[start]
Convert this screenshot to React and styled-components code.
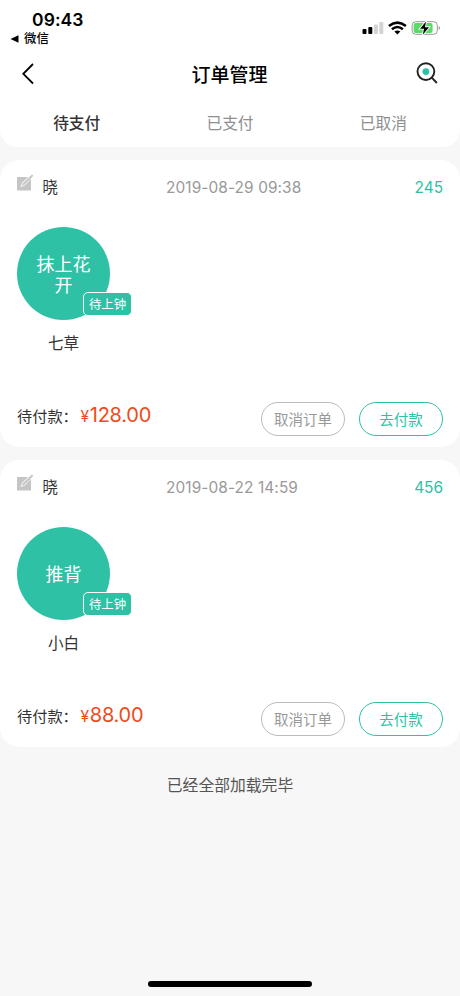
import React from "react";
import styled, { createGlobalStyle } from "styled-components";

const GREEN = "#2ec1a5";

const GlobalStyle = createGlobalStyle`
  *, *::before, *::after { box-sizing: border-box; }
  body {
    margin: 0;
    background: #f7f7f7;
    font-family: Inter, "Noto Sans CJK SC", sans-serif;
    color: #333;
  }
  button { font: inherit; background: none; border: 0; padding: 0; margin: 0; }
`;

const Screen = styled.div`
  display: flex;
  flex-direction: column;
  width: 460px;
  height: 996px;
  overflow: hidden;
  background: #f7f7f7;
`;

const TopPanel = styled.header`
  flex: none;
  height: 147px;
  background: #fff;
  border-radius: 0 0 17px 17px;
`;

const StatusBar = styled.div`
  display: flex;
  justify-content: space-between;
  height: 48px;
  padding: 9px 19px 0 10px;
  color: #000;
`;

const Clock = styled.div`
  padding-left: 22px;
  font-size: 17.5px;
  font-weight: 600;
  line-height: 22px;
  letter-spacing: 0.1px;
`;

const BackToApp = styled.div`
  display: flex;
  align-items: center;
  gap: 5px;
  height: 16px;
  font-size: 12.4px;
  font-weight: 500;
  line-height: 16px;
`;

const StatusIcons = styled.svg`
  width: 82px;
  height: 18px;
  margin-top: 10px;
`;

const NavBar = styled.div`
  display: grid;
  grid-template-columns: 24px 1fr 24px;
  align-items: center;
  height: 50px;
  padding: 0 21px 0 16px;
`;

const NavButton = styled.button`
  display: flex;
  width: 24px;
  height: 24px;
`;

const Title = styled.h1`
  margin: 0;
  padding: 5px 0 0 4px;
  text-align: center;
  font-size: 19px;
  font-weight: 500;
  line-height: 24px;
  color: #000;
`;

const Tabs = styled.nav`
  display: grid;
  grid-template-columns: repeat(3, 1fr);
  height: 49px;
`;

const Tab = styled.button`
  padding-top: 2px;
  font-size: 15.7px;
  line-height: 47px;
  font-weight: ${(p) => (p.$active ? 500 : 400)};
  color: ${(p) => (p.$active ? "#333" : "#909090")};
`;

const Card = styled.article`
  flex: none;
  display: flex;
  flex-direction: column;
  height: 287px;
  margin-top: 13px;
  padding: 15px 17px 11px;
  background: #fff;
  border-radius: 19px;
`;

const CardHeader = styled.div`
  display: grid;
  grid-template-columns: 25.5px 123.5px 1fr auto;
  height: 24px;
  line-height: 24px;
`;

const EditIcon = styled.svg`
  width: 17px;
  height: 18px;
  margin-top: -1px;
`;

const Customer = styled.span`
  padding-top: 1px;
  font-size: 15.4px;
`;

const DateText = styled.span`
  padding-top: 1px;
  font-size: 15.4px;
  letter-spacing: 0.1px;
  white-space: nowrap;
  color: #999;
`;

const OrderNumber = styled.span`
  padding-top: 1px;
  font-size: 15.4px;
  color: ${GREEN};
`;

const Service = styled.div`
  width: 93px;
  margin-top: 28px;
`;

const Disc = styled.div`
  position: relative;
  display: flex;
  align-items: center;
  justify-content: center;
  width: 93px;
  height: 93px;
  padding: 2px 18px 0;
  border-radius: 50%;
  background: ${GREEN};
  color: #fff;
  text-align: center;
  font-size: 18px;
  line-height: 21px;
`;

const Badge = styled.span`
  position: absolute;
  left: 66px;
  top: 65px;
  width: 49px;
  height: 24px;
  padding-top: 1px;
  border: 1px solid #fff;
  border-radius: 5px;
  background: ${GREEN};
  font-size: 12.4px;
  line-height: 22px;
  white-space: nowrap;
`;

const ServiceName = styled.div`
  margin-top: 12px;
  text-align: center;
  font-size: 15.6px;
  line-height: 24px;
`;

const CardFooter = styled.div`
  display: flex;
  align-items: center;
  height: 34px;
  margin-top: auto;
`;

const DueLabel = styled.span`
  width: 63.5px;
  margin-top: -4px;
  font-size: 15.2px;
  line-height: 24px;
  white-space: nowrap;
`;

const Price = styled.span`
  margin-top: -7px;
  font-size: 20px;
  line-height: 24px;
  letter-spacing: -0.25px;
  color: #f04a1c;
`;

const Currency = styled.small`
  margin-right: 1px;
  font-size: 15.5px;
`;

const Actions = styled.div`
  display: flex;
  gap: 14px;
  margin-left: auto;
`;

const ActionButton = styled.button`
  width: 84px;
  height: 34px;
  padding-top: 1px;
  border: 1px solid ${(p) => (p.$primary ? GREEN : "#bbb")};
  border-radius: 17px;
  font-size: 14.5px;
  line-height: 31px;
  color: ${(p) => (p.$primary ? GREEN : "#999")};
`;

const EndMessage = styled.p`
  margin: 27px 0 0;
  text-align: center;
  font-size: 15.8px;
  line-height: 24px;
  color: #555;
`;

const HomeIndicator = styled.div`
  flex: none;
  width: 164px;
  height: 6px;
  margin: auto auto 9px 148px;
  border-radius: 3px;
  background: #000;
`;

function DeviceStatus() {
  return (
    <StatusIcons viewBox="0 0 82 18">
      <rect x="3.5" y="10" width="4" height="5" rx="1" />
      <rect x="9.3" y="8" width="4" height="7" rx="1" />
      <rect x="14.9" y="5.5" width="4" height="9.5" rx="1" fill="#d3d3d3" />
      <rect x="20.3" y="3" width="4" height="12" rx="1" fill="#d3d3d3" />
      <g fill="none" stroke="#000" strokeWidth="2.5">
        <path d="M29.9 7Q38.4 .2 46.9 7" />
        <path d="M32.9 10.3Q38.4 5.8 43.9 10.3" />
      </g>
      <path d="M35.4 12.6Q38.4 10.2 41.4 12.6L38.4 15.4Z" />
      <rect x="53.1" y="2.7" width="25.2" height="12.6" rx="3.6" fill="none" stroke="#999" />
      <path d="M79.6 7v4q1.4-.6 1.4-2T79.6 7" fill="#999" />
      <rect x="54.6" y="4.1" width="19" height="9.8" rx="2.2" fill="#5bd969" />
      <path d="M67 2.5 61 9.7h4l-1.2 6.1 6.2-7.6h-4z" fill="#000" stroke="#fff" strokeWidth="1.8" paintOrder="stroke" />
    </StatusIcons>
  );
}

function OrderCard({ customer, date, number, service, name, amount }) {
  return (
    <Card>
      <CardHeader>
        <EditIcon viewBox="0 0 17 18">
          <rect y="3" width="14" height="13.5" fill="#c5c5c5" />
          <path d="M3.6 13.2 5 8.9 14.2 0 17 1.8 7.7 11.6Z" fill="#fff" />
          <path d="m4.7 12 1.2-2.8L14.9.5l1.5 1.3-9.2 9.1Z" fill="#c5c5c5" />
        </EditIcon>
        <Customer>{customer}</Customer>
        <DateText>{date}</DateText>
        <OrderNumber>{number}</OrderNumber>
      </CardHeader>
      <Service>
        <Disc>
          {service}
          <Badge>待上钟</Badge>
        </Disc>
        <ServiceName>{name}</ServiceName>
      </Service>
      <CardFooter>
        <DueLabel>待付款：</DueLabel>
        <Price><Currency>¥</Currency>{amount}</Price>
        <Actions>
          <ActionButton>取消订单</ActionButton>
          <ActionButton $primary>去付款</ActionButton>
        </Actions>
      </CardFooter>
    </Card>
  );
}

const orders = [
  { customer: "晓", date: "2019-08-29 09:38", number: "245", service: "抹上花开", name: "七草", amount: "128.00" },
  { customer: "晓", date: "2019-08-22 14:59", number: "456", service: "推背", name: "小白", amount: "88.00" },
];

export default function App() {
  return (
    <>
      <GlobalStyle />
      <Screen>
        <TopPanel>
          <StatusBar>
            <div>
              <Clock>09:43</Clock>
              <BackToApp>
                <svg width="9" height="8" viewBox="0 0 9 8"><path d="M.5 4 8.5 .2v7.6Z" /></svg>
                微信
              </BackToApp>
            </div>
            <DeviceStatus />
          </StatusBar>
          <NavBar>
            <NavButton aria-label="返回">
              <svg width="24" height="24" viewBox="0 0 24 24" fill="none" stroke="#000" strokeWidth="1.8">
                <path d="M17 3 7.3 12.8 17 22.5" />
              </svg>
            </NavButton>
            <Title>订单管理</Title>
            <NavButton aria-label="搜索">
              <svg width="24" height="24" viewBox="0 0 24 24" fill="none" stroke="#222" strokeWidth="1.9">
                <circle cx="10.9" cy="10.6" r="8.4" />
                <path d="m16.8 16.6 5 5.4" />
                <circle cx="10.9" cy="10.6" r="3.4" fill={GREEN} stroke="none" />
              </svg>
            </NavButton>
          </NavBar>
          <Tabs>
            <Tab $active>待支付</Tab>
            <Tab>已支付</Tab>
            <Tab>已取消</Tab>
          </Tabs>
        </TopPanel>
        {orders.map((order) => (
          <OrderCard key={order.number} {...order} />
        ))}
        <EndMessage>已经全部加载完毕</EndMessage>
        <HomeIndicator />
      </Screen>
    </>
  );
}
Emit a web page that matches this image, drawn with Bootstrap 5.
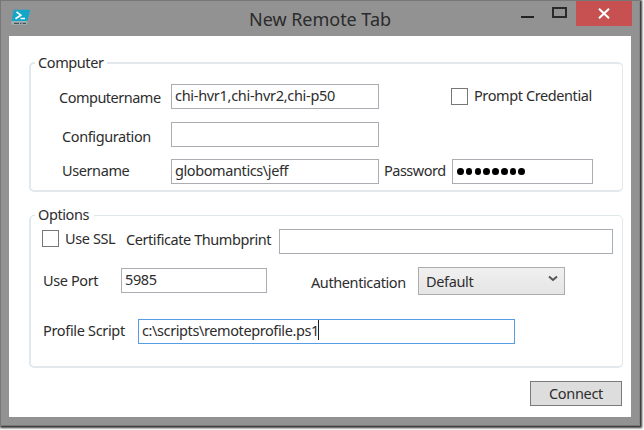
[end]
§ WHAT IS REQUIRED
Calculate how many lines of the material include the string "components", and state that number by itself.

§ FINAL RESULT
2